Mais pour arriver à ce résultat de tout une vie, Lag Shining a dû se soumettre aux affres de l’exil, accepter le regard de l'autre, être considéré par l'empereur, la cour comme un barbare.
De plus, il ne faut pas oublier qu'à cette époque, les Jésuites sont très entreprenants dans leur mission d'évangélisation. Ils arrivent en conquérants, demandent aux locaux de détruire leurs croyances pour y imposer la leur. Cela choque quelque peu Castiglione, lui qui n'y entend rien à ces manœuvres souvent plus politiques que religieuses. Mais c'est mal connaître les Empereurs de Chine. On ne les berne pas ainsi. Ils ont su noter les dissensions entre les jésuites, les franciscains, Lazaristes, dominicains. Ils s'en amusent à l'envi.

Seul importe à Castiglione de faire son long apprentissage des académismes de la peinture chinoise, sans parler des mystères de la calligraphie. Ses rencontres avec les peintres officiels, ces grands maîtres virtuoses de la détrempe, sont parfois bien rudes. Ces maîtres ne sont-ils pas capables, d'un seul geste d'un seul trait de pinceau, de faire vibrer mille nuances de gris ?

A force de patience et d'humilité, le vieux peintre va se faire oublier, se servir de sa peinture pour aiguillonner l'intérêt de l'empereur. Il lui faudra oublier bien des rebuffades. Dans la peinture académique chinoise, par exemple, les pivoines dans un vase doivent avoir un nombre précis de feuilles. Tout est très calculé, symbolique. « Mais le pinceau de Castiglione était au service de sa foi et c'était sa foi que l'on méprisait. C'était l'étranger que l'on punissait. »

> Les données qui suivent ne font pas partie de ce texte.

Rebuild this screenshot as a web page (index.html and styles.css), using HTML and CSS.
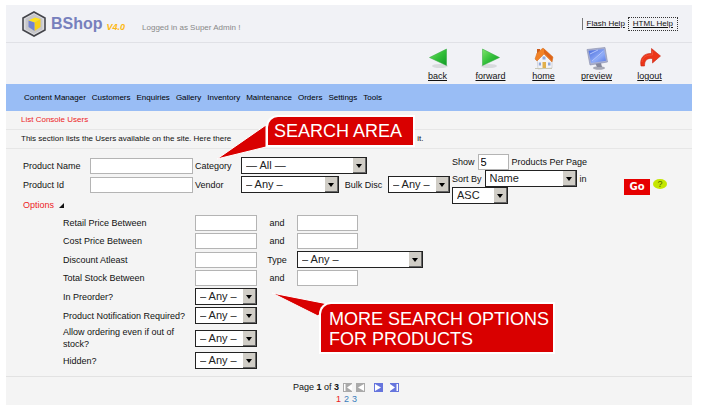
FILE: index.html
```html
<!DOCTYPE html>
<html lang="en">
<head>
<meta charset="utf-8">
<title>BShop - List Console Users</title>
<link rel="stylesheet" href="styles.css">
</head>
<body>
<div class="console">
  <header class="masthead">
    <svg class="logo" viewBox="0 0 24 26" aria-hidden="true">
      <path d="M12 1 23 7v12l-11 6L1 19V7z" fill="#dcdcdf" stroke="#44454b" stroke-width="1.6"/>
      <path d="M12 3 20.500 7.800v10.400L12 23 3.500 18.200V7.800z" fill="#c6c6ca"/>
      <path d="M6.500 9.500 13 6.500 18.500 8 12.500 11.500z" fill="#ffe21c"/>
      <path d="M12.500 11.500 18.500 8v8l-6 4z" fill="#f8d016"/>
      <path d="M6.500 9.500 12.500 11.500V20l-6-4z" fill="#7383cf"/>
    </svg>
    <span class="brand">BShop</span>
    <span class="version">V4.0</span>
    <span class="session">Logged in as Super Admin !</span>
    <nav class="help-links">
      <a href="#flash">Flash Help</a>
      <a class="focused" href="#html">HTML Help</a>
    </nav>
  </header>

  <nav class="toolbar">
    <a href="#back">
      <svg viewBox="0 0 24 24" aria-hidden="true">
        <defs><linearGradient id="green" x1="0" y1="0" x2="1" y2="1"><stop offset="0" stop-color="#7ee46a"/><stop offset=".5" stop-color="#34c03a"/><stop offset="1" stop-color="#129a28"/></linearGradient></defs>
        <ellipse cx="14" cy="20" rx="8" ry="2" fill="#d8dadd"/>
        <path d="M3.500 11.500 20.500 3v16.500z" fill="url(#green)" stroke="#2da63a" stroke-width=".5"/>
      </svg>back</a>
    <a href="#forward">
      <svg viewBox="0 0 24 24" aria-hidden="true">
        <ellipse cx="10" cy="20" rx="8" ry="2" fill="#d8dadd"/>
        <path d="M20.500 11.500 3.500 3v16.500z" fill="url(#green)" stroke="#2da63a" stroke-width=".5"/>
      </svg>forward</a>
    <a href="#home">
      <svg viewBox="0 0 24 24" aria-hidden="true">
        <path d="M5 11 12 6l8 6v10l-14 1z" fill="#f3f3f6" stroke="#b5b5bb" stroke-width=".5"/>
        <path d="M5 3h3v5H5z" fill="#c95b1c"/>
        <path d="M3 13 5 7l6-5 10 9-1 5-8-8-7 7z" fill="#f28226" stroke="#cf6a1e" stroke-width=".5"/>
        <path d="M12 3 20.500 11l-.5 4-8-8z" fill="#dd641b"/>
        <path d="M10.500 16h3.500v6.500h-3.500z" fill="#e1b04c"/>
        <path d="M10.500 10.500h3v3h-3zM16 16.500h2.500v3H16zM6.800 16.500H9v3H6.800z" fill="#8fa9dc"/>
        <path d="M3 22.500h17" stroke="#c7c7b4"/>
      </svg>home</a>
    <a href="#preview">
      <svg viewBox="0 0 24 24" aria-hidden="true">
        <defs><linearGradient id="screen" x1="0" y1="0" x2="1" y2="1"><stop offset="0" stop-color="#4769dc"/><stop offset=".6" stop-color="#8facf7"/><stop offset="1" stop-color="#5779e5"/></linearGradient></defs>
        <ellipse cx="14" cy="22" rx="6" ry="1.800" fill="#a6a8b5"/>
        <path d="M10 17h6l1 4h-5z" fill="#85889c"/>
        <path d="M2 3.500 20 1.500 22.500 16 5 19z" fill="#aab0cf" stroke="#858cad" stroke-width=".6"/>
        <path d="M3.500 4.700 19 2.900 21 14.800 6 17z" fill="url(#screen)"/>
        <path d="M7 15 18.500 5M5 8l8-4" stroke="#b4c6fc" stroke-width="1"/>
      </svg>preview</a>
    <a href="#logout">
      <svg viewBox="0 0 24 24" aria-hidden="true">
        <path d="M3 20C1.500 12 6 7 13.500 7.500V2.500L22.500 10 14.500 17v-4.500C9 12 6.500 14 6.500 20z" fill="#ec3519" stroke="#c9240f" stroke-width=".6"/>
        <path d="M4 16c.5-5 4-7 10.500-7V5" fill="none" stroke="#f4563b" stroke-width=".8"/>
      </svg>logout</a>
  </nav>

  <nav class="menu">
    <a href="#content">Content Manager</a>
    <a href="#customers">Customers</a>
    <a href="#enquiries">Enquiries</a>
    <a href="#gallery">Gallery</a>
    <a href="#inventory">Inventory</a>
    <a href="#maintenance">Maintenance</a>
    <a href="#orders">Orders</a>
    <a href="#settings">Settings</a>
    <a href="#tools">Tools</a>
  </nav>

  <main>
    <h1>List Console Users</h1>
    <p class="intro"><span>This section lists the Users available on the site. Here there</span> <span>it.</span></p>

    <form class="filters">
      <div class="search">
        <div class="criteria">
          <label for="name">Product Name</label>
          <input id="name" type="text">
          <label for="category">Category</label>
          <span class="pick w-category"><select id="category"><option>— All —</option></select></span>
          <label for="pid">Product Id</label>
          <input id="pid" type="text">
          <label for="vendor">Vendor</label>
          <div class="pair">
            <span class="pick w-vendor"><select id="vendor"><option>– Any –</option></select></span>
            <label for="bulk">Bulk Disc</label>
            <span class="pick w-any"><select id="bulk"><option>– Any –</option></select></span>
          </div>
          <a class="toggle" href="#options">Options
            <svg viewBox="0 0 5 5" aria-hidden="true"><path d="M5 0v5H0z" fill="#111"/></svg>
          </a>
        </div>
        <div class="listing">
          <div class="line">
            <label for="show">Show</label>
            <input id="show" class="count" type="text" value="5">
            <span>Products Per Page</span>
          </div>
          <div class="line">
            <label for="sort">Sort By</label>
            <span class="pick w-sort"><select id="sort"><option>Name</option></select></span>
            <label for="dir">in</label>
          </div>
          <span class="pick w-dir"><select id="dir"><option>ASC</option></select></span>
        </div>
        <div class="submit">
          <button type="submit">Go</button>
          <a class="hint" href="#hint">?</a>
        </div>
      </div>

      <div class="options">
        <label for="retail-from">Retail Price Between</label>
        <input id="retail-from" type="text">
        <label class="mid" for="retail-to">and</label>
        <input id="retail-to" type="text">

        <label for="cost-from">Cost Price Between</label>
        <input id="cost-from" type="text">
        <label class="mid" for="cost-to">and</label>
        <input id="cost-to" type="text">

        <label for="discount">Discount Atleast</label>
        <input id="discount" type="text">
        <label class="mid" for="type">Type</label>
        <span class="pick w-category"><select id="type"><option>– Any –</option></select></span>

        <label for="stock-from">Total Stock Between</label>
        <input id="stock-from" type="text">
        <label class="mid" for="stock-to">and</label>
        <input id="stock-to" type="text">

        <label class="first" for="preorder">In Preorder?</label>
        <span class="pick w-any"><select id="preorder"><option>– Any –</option></select></span>
        <label class="first" for="notify">Product Notification Required?</label>
        <span class="pick w-any"><select id="notify"><option>– Any –</option></select></span>
        <label class="first" for="oversell">Allow ordering even if out of stock?</label>
        <span class="pick w-any"><select id="oversell"><option>– Any –</option></select></span>
        <label class="first" for="hidden">Hidden?</label>
        <span class="pick w-any"><select id="hidden"><option>– Any –</option></select></span>
      </div>
    </form>

    <footer class="pager">
      <div class="steps">
        <span>Page <b>1</b> of <b>3</b></span>
        <svg class="off" viewBox="0 0 9 9" aria-hidden="true"><path d="M0 0h9v9H0z"/><path class="cut" d="M1 1h1.500v7H1zM9 1v7L4 4.500z"/></svg>
        <svg class="off" viewBox="0 0 9 9" aria-hidden="true"><path d="M0 0h9v9H0z"/><path class="cut" d="M8 1v7L2 4.500z"/></svg>
        <svg class="on next" viewBox="0 0 9 9" aria-hidden="true"><path d="M0 0h9v9H0z"/><path class="cut" d="M1 1v7l6-3.500z"/></svg>
        <svg class="on last" viewBox="0 0 9 9" aria-hidden="true"><path d="M0 0h9v9H0z"/><path class="cut" d="M0 1v7l5-3.500zM6.500 1H8v7H6.500z"/></svg>
      </div>
      <div class="pages"><a class="current" href="#p1">1</a><a href="#p2">2</a><a href="#p3">3</a></div>
    </footer>
  </main>

  <div class="callout callout-area">
    <svg viewBox="0 0 52 38" aria-hidden="true"><path d="M1 36 50 2v22z"/></svg>
    <p>SEARCH AREA</p>
  </div>
  <div class="callout callout-more">
    <svg viewBox="0 0 58 28" aria-hidden="true"><path d="M1 2 57 13 47 25z"/></svg>
    <p>MORE SEARCH OPTIONS<br>FOR PRODUCTS</p>
  </div>
</div>
</body>
</html>
```

FILE: styles.css
```css
* { box-sizing: border-box; }

body {
  margin: 0;
  background: #fff;
  color: #111;
  font: 9px/12px "Liberation Sans", Arial, sans-serif;
}

a { color: inherit; text-decoration: none; }
h1, p { margin: 0; font-weight: normal; }

.console {
  position: relative;
  margin: 5px 10px 7px 6px;
  background: #f4f4f4;
}

/* Header */
.masthead {
  display: flex;
  align-items: center;
  height: 38px;
  padding: 0 14px 0 16px;
  background: #f1f2f6;
  border-bottom: 1px solid #e0e1e6;
  font-size: 8px;
}
.logo { width: 24px; height: 26px; margin-right: 5px; }
.brand {
  color: #7780bd;
  font-weight: bold;
  font-size: 16px;
  line-height: 24px;
}
.version {
  margin: 6px 17px 0 4px;
  color: #fdb813;
  font-style: italic;
  font-weight: bold;
  font-size: 9px;
}
.session { margin-top: 8px; color: #888; }
.help-links { display: flex; align-items: center; gap: 3px; margin-left: auto; }
.help-links a { text-decoration: underline; padding-left: 4px; border-left: 1px solid #777; }
.help-links .focused { padding: 0 4px; border: 1px dotted #333; }

.toolbar {
  display: flex;
  justify-content: flex-end;
  height: 41px;
  padding: 3px 16px 0 0;
  background: #f1f2f6;
}
.toolbar a {
  display: flex;
  flex-direction: column;
  align-items: center;
  width: 53px;
  text-decoration: underline;
}
.toolbar svg { width: 24px; height: 24px; }

.menu {
  display: flex;
  align-items: center;
  gap: 6px;
  height: 27px;
  padding-left: 18px;
  background: #99bdf5;
  color: #000;
  font-size: 8px;
}

/* Page heading */
h1, .intro {
  padding-left: 15px;
  border-bottom: 1px solid #e6e6e6;
  font-size: 8px;
  line-height: 18px;
}
h1 { color: #ed1c24; }
.intro { display: flex; gap: 186px; }

/* Fields */
input {
  height: 16px;
  width: 100%;
  padding: 0 2px;
  border: 1px solid #b4b4b4;
  background: #fff;
  font: 11px/14px "Liberation Sans", Arial, sans-serif;
}
.pick { position: relative; display: block; }
.pick select {
  display: block;
  appearance: none;
  width: 100%;
  height: 17px;
  padding: 0 0 0 4px;
  border: 1px solid #222;
  border-radius: 0;
  background: #fff;
  color: #222;
  font: 11px/15px "Liberation Sans", Arial, sans-serif;
}
.pick::before {
  content: "";
  position: absolute;
  inset: 1px 1px 1px auto;
  width: 12px;
  background: #d0cdc6;
  border-right: 1px solid #666;
  border-bottom: 1px solid #666;
  pointer-events: none;
}
.pick::after {
  content: "";
  position: absolute;
  top: 7px;
  right: 5px;
  border: 3px solid transparent;
  border-top: 4px solid #000;
  border-bottom: 0;
  pointer-events: none;
}
.w-category { width: 126px; }
.w-vendor { width: 98px; }
.w-any { width: 62px; }
.w-sort { width: 92px; }
.w-dir { width: 56px; }

/* Search row */
.filters { padding: 5px 16px 7px 17px; }
.search { display: flex; align-items: flex-start; }
.criteria {
  display: grid;
  grid-template-columns: 65px 103px 44px auto;
  column-gap: 2px;
  row-gap: 2px;
  align-items: center;
  padding-top: 3px;
}
.pair { display: flex; align-items: center; justify-content: space-between; width: 209px; }
.listing { margin-left: 2px; }
.line { display: flex; align-items: center; gap: 3px; }
.line .count { width: 31px; }
.submit { display: flex; align-items: flex-start; gap: 3px; margin: 25px 9px 0 auto; }
.submit button {
  width: 26px;
  height: 16px;
  padding: 0;
  border: 0;
  background: #e60000;
  color: #fff;
  font: bold 10px/16px "DejaVu Sans", sans-serif;
}
.hint {
  width: 14px;
  height: 10px;
  border-radius: 50%;
  background: #c4e600;
  color: #4d6600;
  line-height: 10px;
  text-align: center;
}
.toggle {
  display: flex;
  grid-column: 1 / 3;
  align-items: center;
  gap: 5px;
  width: max-content;
  padding-top: 4px;
  color: #ed1c24;
}
.toggle svg { width: 5px; height: 5px; }

/* Extra options */
.options {
  display: grid;
  grid-template-columns: 132px 62px 40px auto;
  row-gap: 2px;
  align-items: center;
  margin: 4px 0 0 40px;
}
.options .first { grid-column: 1; }
.options .first + .pick { grid-column: 2; }
.options .mid { text-align: center; }
.options .mid + input { width: 61px; }

/* Pager */
.pager { padding: 4px 0 0 287px; border-top: 1px solid #e2e2e2; }
.steps { display: flex; align-items: center; gap: 4px; }
.steps svg { width: 9px; height: 9px; }
.steps .next { margin-left: 5px; }
.steps .last { margin-left: 3px; }
.off { fill: #aaa; }
.on { fill: #6675dd; }
.cut { fill: #fff; }
.pages { display: flex; gap: 3px; padding-left: 43px; color: #3b7dbd; }
.pages .current { color: #ed1c24; }

/* Annotations laid over the screen */
.callout { position: absolute; }
.callout p {
  position: relative;
  padding: 4px 11px 4px 6px;
  border-radius: 10px 0 0 0;
  background: #d90000;
  box-shadow: 0 0 0 2px #fff;
  color: #fff;
  font-size: 18px;
  line-height: 20px;
  white-space: nowrap;
}
.callout svg { position: absolute; fill: #d90000; stroke: #fff; stroke-width: 1; }
.callout-area { left: 262px; top: 112px; }
.callout-area svg { left: -52px; top: 6px; width: 52px; height: 38px; }
.callout-more { left: 315px; top: 299px; }
.callout-more p { padding: 5px 4px 3px 8px; }
.callout-more svg { left: -50px; top: -13px; width: 58px; height: 28px; }
```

Castiglione avait trop de lucidité pour ne pas voir à quel point l'empereur le faisait danser comme ces barbares, sans musique, et selon son bon plaisir. Sa longe à lui s'appelait colline de la Perspective, palais de la Mer calme.

Ce jardin vu du Ciel, œuvre malheureusement posthume, est réellement une merveille tant par le destin de ce peintre humble mais déterminé à présenter les lois de la perspective en ce lointain pays, que par la qualité, la délicatesse de l'écriture. Toute en finesse, en poésie si douce mais pas mièvre pour autant. Dans les pas de Castiglione, l'auteur nous donne à partager ses réflexions sur le fait que l'on peut être le barbare d'un autre, la relation entre la spiritualité, l'art, l'argent et le pouvoir.

Jean Dembo pointe également les méfaits de l'orgueil des peintres comme des empereurs, la vanité des hommes de Dieu ou d'un artiste. Tout ce qui peut compliquer un peu plus les relations entre un artiste et son commanditaire. Bref, des questions toujours d'actualité.

Il faut chercher au-delà de l'art de cour et de la vison politique du monde l'espoir d'une relation entre le beau et le vrai.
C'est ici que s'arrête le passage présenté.